The Icelandic Meteorological Office monitors Eyjafjallajökull and so was able to relay phone messages to the local residents, advising evacuation. However, in the case of unmonitored volcanoes worldwide, lack of advance warning might mean widespread devastation.
Juliet and her colleagues are keen to increase the number of monitored volcanoes by improving global satellite monitoring. By comparing two images taken at different times, Juliet measures changes in distance between the Earth’s surface and the satellite over a grid of data points. She can then calculate and visualize how the land is deforming over time.
Data collected from the equipment being installed on Alutu and Corbetti will help the scientists understand what’s causing the land to lift and subside. This information can then help the Ethiopian government to recognize the potential hazards associated with these volcanoes and plan accordingly. It will also inform industrial activity in the area, as deep drilling for geothermal energy production is expected to soon occur on both volcanoes. The data collected may not only help to target areas of high geothermal production but also provide insights into the potential effects of the drilling itself.

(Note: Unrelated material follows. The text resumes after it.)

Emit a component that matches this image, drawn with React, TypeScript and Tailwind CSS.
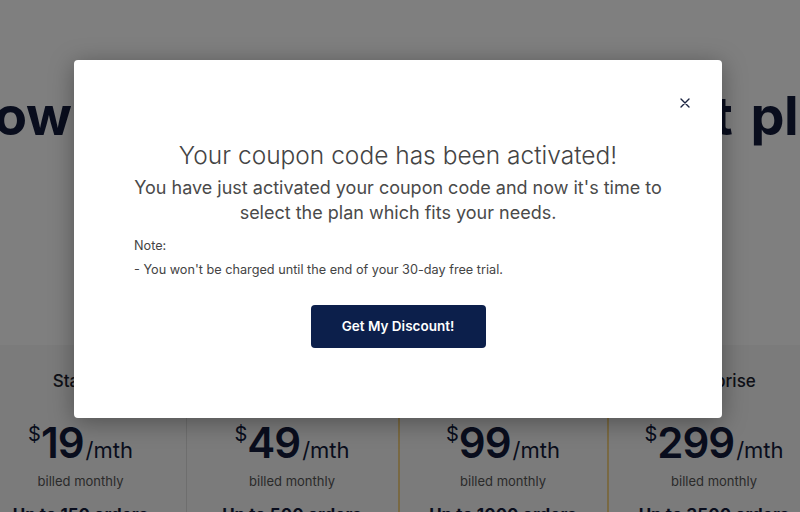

Satellites are used to remotely monitor erupting volcanoes, but apart from work by researchers like Juliet, they are not being used to look for pre-eruptive activity. Radar satellites typically have a life span of only a few years, so relying on them for a global monitoring system is impractical. The European Space Agency, however, is set to launch Sentinel-1 later this year — a satellite that will collect data from around the globe every few days for the next 20 years. This long-term commitment could allow Juliet and others in her field to develop the use of satellite imagery as a global monitoring tool.
In the meantime, the team has set up another GPS monitoring station. Nure, the local farmer who lives in the hut below, has agreed to watch the equipment for a fair fee. He and the other spectators have helped the team pile rocks over the equipment and surround it with a fence of thorny acacia branches. Whether this defense will prove stronger than the curiosity of the baboons, though, remains to be seen.
Nicola Temple is a freelance science writer based in Bristol, U.K. She joined Juliet and the other scientists on the volcanoes in Ethiopia in March, where she discovered a new enthusiasm for rocks (though the baboons were pretty cool too).